In his autobiography, Chaplin claimed that in A Dog’s Life, he brought in the character of the dog Scraps (known as “Mut” on the set) so that his story could contrast the life of a tramp with the life of a mutt. But other than Scraps’ first major scene, in which the Tramp rescues diminutive Scraps from a pack of street-fighting dogs, little is done to enhance that story parallel.

In fact, much of the movie plays like one of Chaplin’s Keystone or Essanay comedies, where he’d start out at a random setting and fish for some laughs.
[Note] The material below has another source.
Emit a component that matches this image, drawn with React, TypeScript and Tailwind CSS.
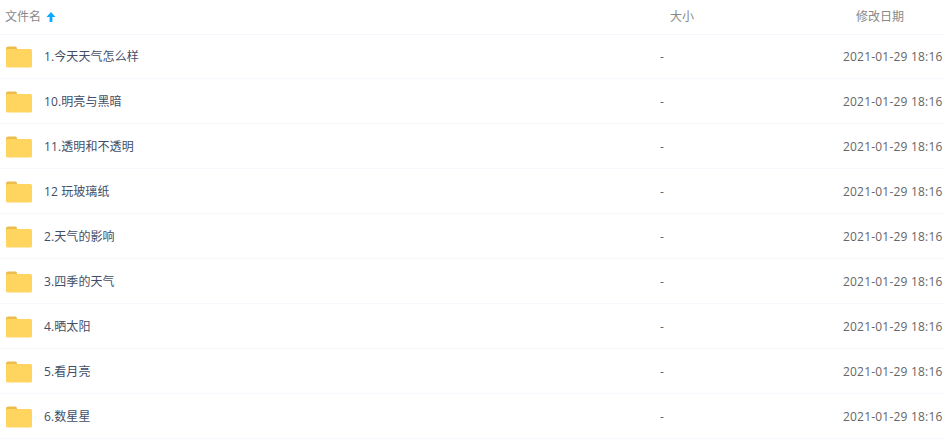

There are many comedy routines in the movie, and some of them are very funny – the Tramp avoiding a cop, sneakily stealing a meal from a food wagon, etc. – but they are no more than routines; they don’t add up to much of anything.

The movie’s weakest section is when the Tramp enters a rundown music-hall and listens to a new singer (Edna Purviance) perform a cry-in-your beer song. The scene’s joke is how Edna’s song moves everyone to tears, but the gag quickly gets very mechanical, if not downright gross – again, something more appropriate for the Keystone era than for Chaplin’s debut at First National Pictures.

The movie doesn’t really pick up speed until the final third. Some crooks have stolen some money and buried it near the Tramp’s sleeping grounds, where Scraps digs it up and presents it to Charlie. Charlie returns to the music hall and promises Edna that he’ll use his newfound wealth to buy them a country farm. Sadly, the crooks are also in the music hall and get wind of the Tramp’s scheme; they knock him out, steal the money again, and get the Tramp and Scraps kicked out of the music hall a second time.

The tramp surreptitiously returns to the music hall and pulls a counter-scheme to get the money back from the crooks. The highlight of the film is the Tramp knocking out one crook and then using his own arms from behind a wall to “act” as the knocked-out crook in order to fool his partner.

Of course, Chaplin got his happy ending, on and off the screen; A Dog’s Life was a huge success and an auspicious beginning to his time at First National. But Chaplin’s next film continued his winning streak while having a far stronger (and more memorable) storyline.